Subsequently, we have collated and edited services comprising individuals recording (by phone) songs, prayers, and readings in their own homes, so that Sunday worship is no longer just me spouting, but a real reflection of our church communities. As the splendid Church Times cartoon that has been doing the rounds puts it, the church building may be closed, but the Church is very much open for business.

 

Role reversal

ALL this busy-ness, though, has come with a personal sense of passivity and almost inertia.

We have in the parish a hugely enthusiastic and effective band of volunteers — the “Uckfield Coronavirus Volunteers” — supplying hundreds of boxes of essential groceries to the isolated. Based in our church centre, some of the Holy Cross congregation (including our parish administrator and church treasurer) are industriously supporting the isolated in the wider community — of whom I am one. Normally, I would have expected to be one of the doers, but, as a diabetic, I am — apart from exercise and food shopping — self-isolating.

After more than 30 years of asking people how they are and if there’s anything they need, I’m gradually getting used to being on the receiving end of the same questions. Another learning curve, salutary and necessary.

 

Cloud of witnesses

PRAYER and worship have become far more internalised: from being at the sharp end of public — and often very bouncy — services, in which I have to be a combination of theologian, performer, and children’s entertainer, now (podcasts apart) services are just me and the dog, and God.

Although I was praying simultaneously with others (who had received the order of service by email), Good Friday, especially, was a strange and solitary experience. For the past 20 years or so, I’ve led a semi-staged dramatisation of the Passion, sometimes through the streets of the community, ending in church with the enactment of the crucifixion on a scaffolding stage with dry ice (effective, yes; subtle, no).

This year, it was just the two of us, sitting on a bench in the garden listening to birdsong, while I went through the readings and prayers, and remembered all those who had participated in the enactment over the decades. Tellingly, four of those who played Jesus and two who played the maidservant are now ordained or in training for the priesthood. I touched base with them all in my mind as I looked back and remembered, patting Sophie in the sunshine.

 

Plus ça change

UNPRECEDENTED all this may be in our own experience, but the resonances with past lives are only too evident. One of my churches — a beautiful, 14th-century building dedicated in memory of St Margaret of Antioch — stands next to an ancient moat, surrounded by fields and water meadows.
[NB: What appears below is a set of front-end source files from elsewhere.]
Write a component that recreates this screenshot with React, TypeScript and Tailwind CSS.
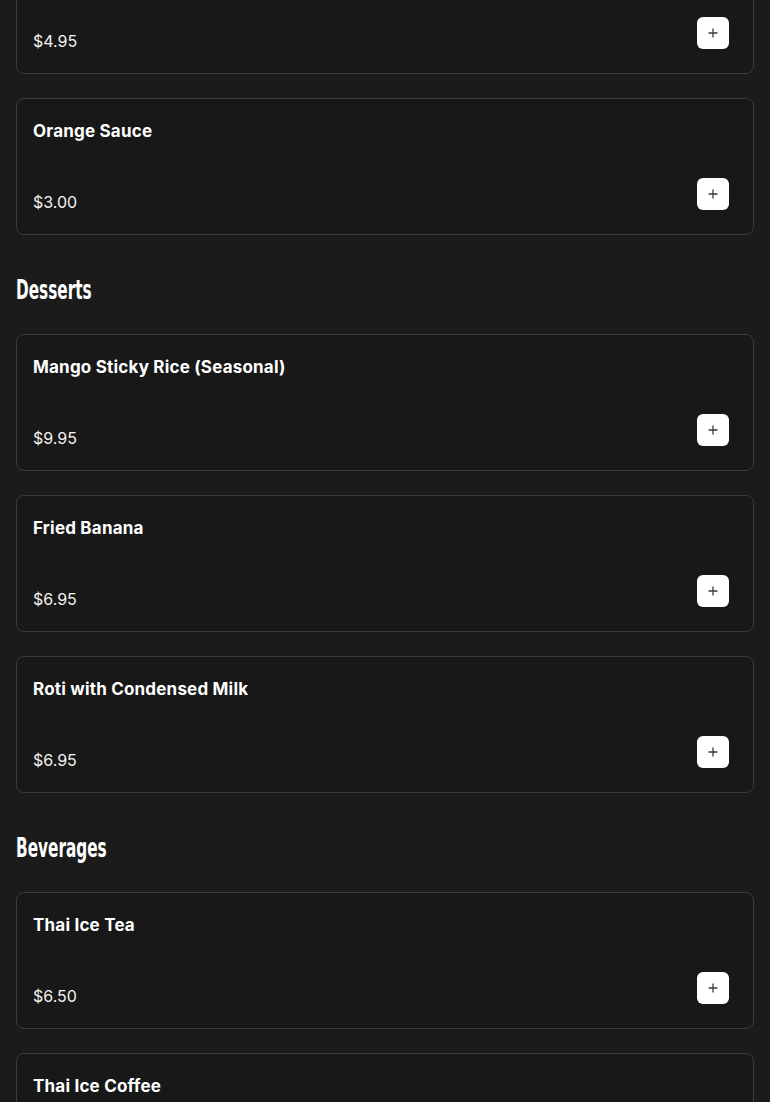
import React from "react";

type Item = { name: string; price: string };

const sections: { title?: string; items: Item[] }[] = [
  {
    items: [
      { name: "Peanut Sauce", price: "$4.95" },
      { name: "Orange Sauce", price: "$3.00" },
    ],
  },
  {
    title: "Desserts",
    items: [
      { name: "Mango Sticky Rice (Seasonal)", price: "$9.95" },
      { name: "Fried Banana", price: "$6.95" },
      { name: "Roti with Condensed Milk", price: "$6.95" },
    ],
  },
  {
    title: "Beverages",
    items: [
      { name: "Thai Ice Tea", price: "$6.50" },
      { name: "Thai Ice Coffee", price: "$6.50" },
      { name: "Soda", price: "$2.50" },
    ],
  },
];

function PlusIcon() {
  return (
    <svg width="10" height="10" viewBox="0 0 10 10" fill="none">
      <path d="M5 0.5V9.5M0.5 5H9.5" stroke="#3a3a3a" strokeWidth="1.3" />
    </svg>
  );
}

function Card({ item }: { item: Item }) {
  return (
    <div className="flex flex-col rounded-lg border border-[#3b3b3b] bg-[#181818] p-4">
      <div className="mt-0.5 text-[17px] font-bold leading-7 tracking-[0.2px] text-white">{item.name}</div>
      <div className="mt-[33px] flex items-end justify-between">
        <div className="mb-1 text-[16px] leading-6 text-[#f2f2f2]">{item.price}</div>
        <button className="mb-2 mr-2 flex h-8 w-8 items-center justify-center rounded-md bg-white">
          <PlusIcon />
        </button>
      </div>
    </div>
  );
}

export default function App() {
  return (
    <div
      className="min-h-screen overflow-hidden bg-[#1b1b1b] px-4 pb-10"
      style={{ fontFamily: "Inter, 'Noto Sans', sans-serif" }}
    >
      <div className="-mt-[63px]">
        {sections.map((s, i) => (
          <section key={i}>
            {s.title && (
              <h2
                className="mb-[26px] mt-[37px] origin-left scale-x-[0.63] text-[27px] font-bold leading-9 text-white"
                style={{ fontFamily: "'Liberation Sans Narrow', 'DejaVu Sans Condensed', sans-serif" }}
              >
                {s.title}
              </h2>
            )}
            <div className="flex flex-col gap-6">
              {s.items.map((it) => (
                <Card key={it.name} item={it} />
              ))}
            </div>
          </section>
        ))}
      </div>
    </div>
  );
}
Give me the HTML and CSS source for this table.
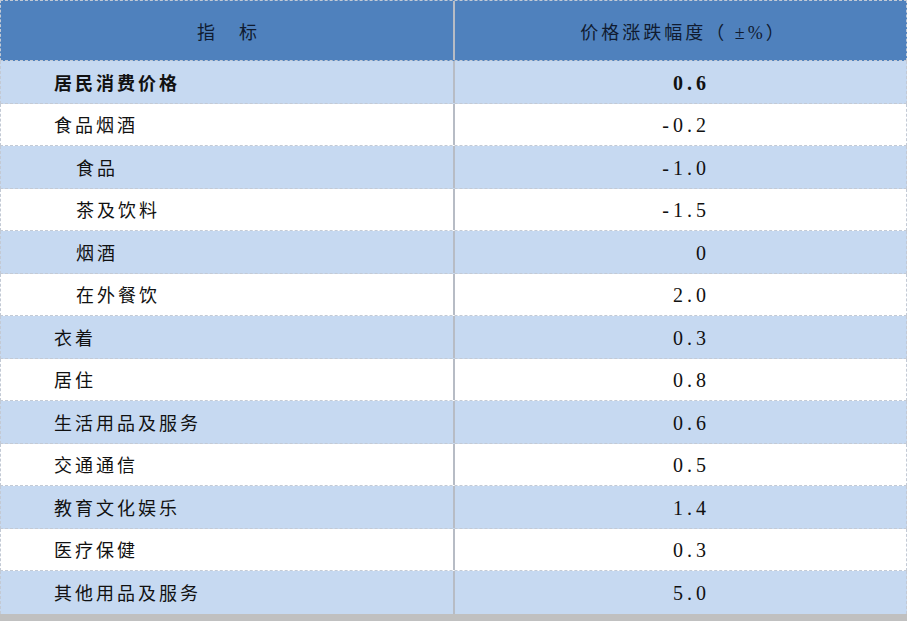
FILE: index.html
```html
<!DOCTYPE html>
<html lang="zh-CN">
<head>
<meta charset="utf-8">
<title>居民消费价格</title>
<link rel="stylesheet" href="styles.css">
</head>
<body>
<div class="table">
  <div class="row head">
    <div class="name">指　标</div>
    <div class="val">价格涨跌幅度（ ±%）</div>
  </div>
  <div class="row alt total">
    <div class="name l1">居民消费价格</div>
    <div class="val">0.6</div>
  </div>
  <div class="row">
    <div class="name l1">食品烟酒</div>
    <div class="val">-0.2</div>
  </div>
  <div class="row alt">
    <div class="name l2">食品</div>
    <div class="val">-1.0</div>
  </div>
  <div class="row">
    <div class="name l2">茶及饮料</div>
    <div class="val">-1.5</div>
  </div>
  <div class="row alt">
    <div class="name l2">烟酒</div>
    <div class="val">0</div>
  </div>
  <div class="row">
    <div class="name l2">在外餐饮</div>
    <div class="val">2.0</div>
  </div>
  <div class="row alt">
    <div class="name l1">衣着</div>
    <div class="val">0.3</div>
  </div>
  <div class="row">
    <div class="name l1">居住</div>
    <div class="val">0.8</div>
  </div>
  <div class="row alt">
    <div class="name l1">生活用品及服务</div>
    <div class="val">0.6</div>
  </div>
  <div class="row">
    <div class="name l1">交通通信</div>
    <div class="val">0.5</div>
  </div>
  <div class="row alt">
    <div class="name l1">教育文化娱乐</div>
    <div class="val">1.4</div>
  </div>
  <div class="row">
    <div class="name l1">医疗保健</div>
    <div class="val">0.3</div>
  </div>
  <div class="row alt last">
    <div class="name l1">其他用品及服务</div>
    <div class="val">5.0</div>
  </div>
</div>
</body>
</html>
```

FILE: styles.css
```css
html {
  background: #c0c0c0;
}
body {
  margin: 0;
  background: #c0c0c0;
  font-family: "Liberation Serif", "Noto Sans CJK SC", serif;
  font-size: 18px;
  color: #111;
}
.table {
  width: 907px;
  display: flex;
  flex-direction: column;
}
.row {
  display: flex;
  height: 42.5px;
  box-sizing: border-box;
  background: #ffffff;
  border-bottom: 1px dashed #c3cad5;
  border-left: 1px dashed #c3cad5;
  border-right: 1px dashed #c3cad5;
}
.row.alt {
  background: #c6d9f1;
}
.row.last {
  border-bottom: none;
}
.row.head {
  height: 61px;
  background: #4f81bd;
  border-top: 1px dashed #c3cad5;
  color: #101b30;
}
.name {
  width: 454px;
  box-sizing: border-box;
  flex: none;
  border-right: 2px solid #b7bcc5;
  display: flex;
  align-items: center;
  letter-spacing: 3px;
}
.val {
  flex: 1;
  box-sizing: border-box;
  display: flex;
  align-items: center;
  justify-content: flex-end;
  padding-right: 196px;
  padding-top: 3px;
  letter-spacing: 4px;
  font-size: 20px;
}
.head .name {
  justify-content: center;
  padding-left: 3px;
}
.head .val {
  justify-content: center;
  padding-right: 0;
  padding-top: 0;
  padding-left: 6px;
  letter-spacing: 3px;
  font-size: 18px;
}
.l1 {
  padding-left: 53px;
}
.l2 {
  padding-left: 75px;
}
.total {
  font-weight: bold;
}
```
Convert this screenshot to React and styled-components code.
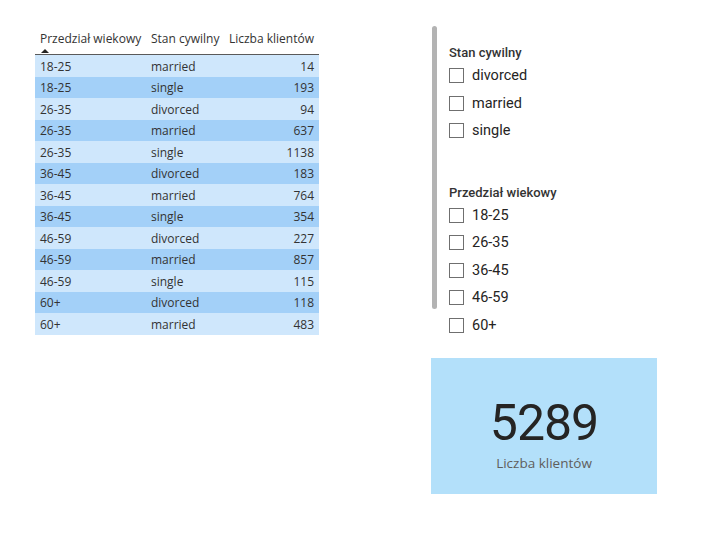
import React from "react";
import styled, { createGlobalStyle } from "styled-components";

const GlobalStyle = createGlobalStyle`
  html, body {
    margin: 0;
    padding: 0;
    background: #ffffff;
  }
`;

const rows = [
  ["18-25", "married", 14],
  ["18-25", "single", 193],
  ["26-35", "divorced", 94],
  ["26-35", "married", 637],
  ["26-35", "single", 1138],
  ["36-45", "divorced", 183],
  ["36-45", "married", 764],
  ["36-45", "single", 354],
  ["46-59", "divorced", 227],
  ["46-59", "married", 857],
  ["46-59", "single", 115],
  ["60+", "divorced", 118],
  ["60+", "married", 483],
];

const StyledPage = styled.div`
  display: flex;
  align-items: flex-start;
  width: 708px;
  height: 551px;
`;

const StyledTable = styled.div`
  display: flex;
  flex-direction: column;
  margin: 28px 0 0 35px;
  width: 284px;
  font-family: "Open Sans", "Noto Sans", sans-serif;
  font-size: 12px;
  color: #333333;
`;

const StyledHeaderRow = styled.div`
  display: grid;
  grid-template-columns: 111px 76px 97px;
  height: 27px;
  border-bottom: 1px solid #5a5a5a;
  box-sizing: border-box;
`;

const StyledHeaderCell = styled.div`
  display: flex;
  flex-direction: column;
  align-items: ${(p) => (p.$right ? "flex-end" : "flex-start")};
  padding: 3px 5px 0;
  line-height: 16px;
  white-space: nowrap;
`;

const StyledSortArrow = styled.div`
  width: 0;
  height: 0;
  margin: 2px 0 0 1px;
  border-left: 4px solid transparent;
  border-right: 4px solid transparent;
  border-bottom: 4px solid #252423;
`;

const StyledRow = styled.div`
  display: grid;
  grid-template-columns: 111px 76px 97px;
  height: 21.5px;
  align-items: center;
  background: ${(p) => (p.$dark ? "#a3d0f8" : "#cfe7fc")};
`;

const StyledCell = styled.div`
  padding: 1px 5px 0;
  text-align: ${(p) => (p.$right ? "right" : "left")};
  white-space: nowrap;
`;

const StyledRightColumn = styled.div`
  display: flex;
  flex-direction: column;
  margin: 26px 0 0 112px;
  width: 226px;
`;

const StyledSlicer = styled.div`
  display: flex;
  height: 332px;
`;

const StyledScrollbar = styled.div`
  width: 5px;
  height: 283px;
  margin-left: 1px;
  border-radius: 3px;
  background: #b3b3b3;
`;

const StyledSlicerContent = styled.div`
  display: flex;
  flex-direction: column;
  padding: 18px 0 0 12px;
  gap: 39px;
  font-family: Roboto, "DejaVu Sans", sans-serif;
  color: #252423;
`;

const StyledGroup = styled.div`
  display: flex;
  flex-direction: column;
`;

const StyledGroupTitle = styled.div`
  height: 18px;
  line-height: 18px;
  font-size: 13px;
  font-weight: 500;
  color: #333333;
`;

const StyledItem = styled.label`
  display: flex;
  align-items: center;
  gap: 8px;
  height: 27.5px;
  font-size: 14.5px;
`;

const StyledBox = styled.span`
  width: 15px;
  height: 15px;
  box-sizing: border-box;
  border: 1px solid #6f6f6f;
  background: #ffffff;
`;

const StyledCard = styled.div`
  display: flex;
  flex-direction: column;
  align-items: center;
  height: 136px;
  background: #b3e0fa;
`;

const StyledCardValue = styled.div`
  margin-top: 40px;
  font-family: Roboto, "DejaVu Sans", sans-serif;
  font-size: 50px;
  line-height: 50px;
  letter-spacing: -1px;
  color: #252423;
`;

const StyledCardLabel = styled.div`
  margin-top: 6px;
  font-family: "Open Sans", "Noto Sans", sans-serif;
  font-size: 13.5px;
  line-height: 18px;
  color: #605e5c;
`;

function Slicer({ title, items }) {
  return (
    <StyledGroup>
      <StyledGroupTitle>{title}</StyledGroupTitle>
      {items.map((item) => (
        <StyledItem key={item}>
          <StyledBox />
          {item}
        </StyledItem>
      ))}
    </StyledGroup>
  );
}

export default function App() {
  return (
    <StyledPage>
      <GlobalStyle />
      <StyledTable>
        <StyledHeaderRow>
          <StyledHeaderCell>
            Przedział wiekowy
            <StyledSortArrow />
          </StyledHeaderCell>
          <StyledHeaderCell>Stan cywilny</StyledHeaderCell>
          <StyledHeaderCell $right>Liczba klientów</StyledHeaderCell>
        </StyledHeaderRow>
        {rows.map(([age, status, count], i) => (
          <StyledRow key={i} $dark={i % 2 === 1}>
            <StyledCell>{age}</StyledCell>
            <StyledCell>{status}</StyledCell>
            <StyledCell $right>{count}</StyledCell>
          </StyledRow>
        ))}
      </StyledTable>
      <StyledRightColumn>
        <StyledSlicer>
          <StyledScrollbar />
          <StyledSlicerContent>
            <Slicer title="Stan cywilny" items={["divorced", "married", "single"]} />
            <Slicer
              title="Przedział wiekowy"
              items={["18-25", "26-35", "36-45", "46-59", "60+"]}
            />
          </StyledSlicerContent>
        </StyledSlicer>
        <StyledCard>
          <StyledCardValue>5289</StyledCardValue>
          <StyledCardLabel>Liczba klientów</StyledCardLabel>
        </StyledCard>
      </StyledRightColumn>
    </StyledPage>
  );
}
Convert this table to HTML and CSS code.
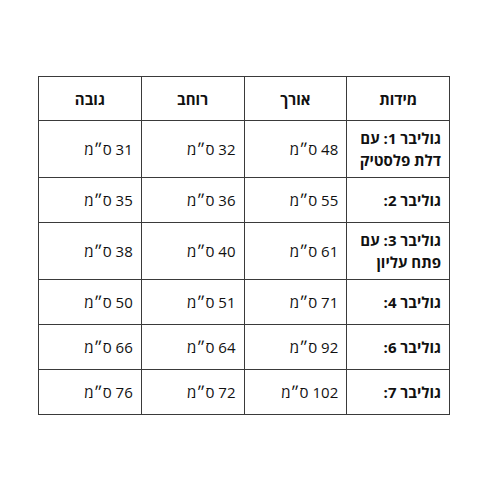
FILE: index.html
```html
<!DOCTYPE html>
<html lang="he" dir="rtl">
<head>
<meta charset="utf-8">
<link rel="stylesheet" href="styles.css">
</head>
<body>
<div class="page">
<table class="sizes">
  <thead>
    <tr><th>מידות</th><th>אורך</th><th>רוחב</th><th>גובה</th></tr>
  </thead>
  <tbody>
    <tr><td class="name">גוליבר 1: עם דלת פלסטיק</td><td>48 ס״מ</td><td>32 ס״מ</td><td>31 ס״מ</td></tr>
    <tr><td class="name">גוליבר 2:</td><td>55 ס״מ</td><td>36 ס״מ</td><td>35 ס״מ</td></tr>
    <tr><td class="name">גוליבר 3: עם פתח עליון</td><td>61 ס״מ</td><td>40 ס״מ</td><td>38 ס״מ</td></tr>
    <tr><td class="name">גוליבר 4:</td><td>71 ס״מ</td><td>51 ס״מ</td><td>50 ס״מ</td></tr>
    <tr><td class="name">גוליבר 6:</td><td>92 ס״מ</td><td>64 ס״מ</td><td>66 ס״מ</td></tr>
    <tr><td class="name">גוליבר 7:</td><td>102 ס״מ</td><td>72 ס״מ</td><td>76 ס״מ</td></tr>
  </tbody>
</table>
</div>
</body>
</html>
```
FILE: styles.css
```css
html, body {
  margin: 0;
  padding: 0;
  background: #fff;
}
.page {
  direction: ltr;
  padding: 76px 0 0 38px;
}
.sizes {
  direction: rtl;
  width: 412px;
  border-collapse: collapse;
  table-layout: fixed;
  font-family: "Open Sans", "Liberation Sans", "DejaVu Sans", sans-serif;
  font-size: 15px;
  color: #111;
  border: 1.5px solid #333;
}
.sizes th, .sizes td {
  border: 1px solid #3a3a3a;
  padding: 6px 8px;
  line-height: 22px;
}
.sizes th {
  height: 31px;
  font-weight: 700;
  text-align: center;
}
.sizes td {
  height: 32px;
  text-align: right;
  font-weight: 400;
  vertical-align: middle;
}
.sizes td.name {
  font-weight: 700;
}
```
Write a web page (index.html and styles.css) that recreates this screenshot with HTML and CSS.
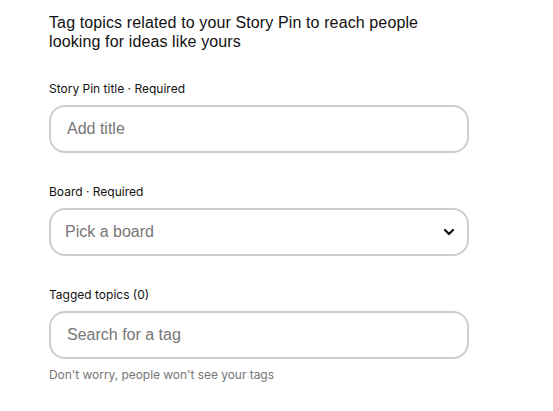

In its side chapel is the improbably spectacular table tomb of Sir John Shurley (d.1631).

Beneath a tall, coffered arch, he and his two wives lie on slabs: he in the middle, one wife below, and one above. At the foot is a row of kneeling alabaster children: seven girls and two little boys. The boys and two of the girls hold skulls, showing that they died in childhood; five out of nine survived. Better than 50 per cent, but a sobering record of deaths through infant mortality and contemporary plague.

Although neither of the wives is named, the names of their fathers are proudly recorded to establish their pedigree. The second wife’s epitaph always resonates with me: “Her Devotions were her Dailey offerings to God, her Mercy sure against Condemnation, and all her Minutes were but steps to Heaven.”

As I take pleasure in little things, amid the weirdness of it all — in all the busy-ness and passivity, in the telephoning and podcasting, in sitting in a garden listening to birdsong, and remembering and giving thanks for the many people who have touched my life — maybe these minutes can be my steps to heaven, too.

 

The Revd John Wall is Rector of the Uckfield Plurality in East Sussex.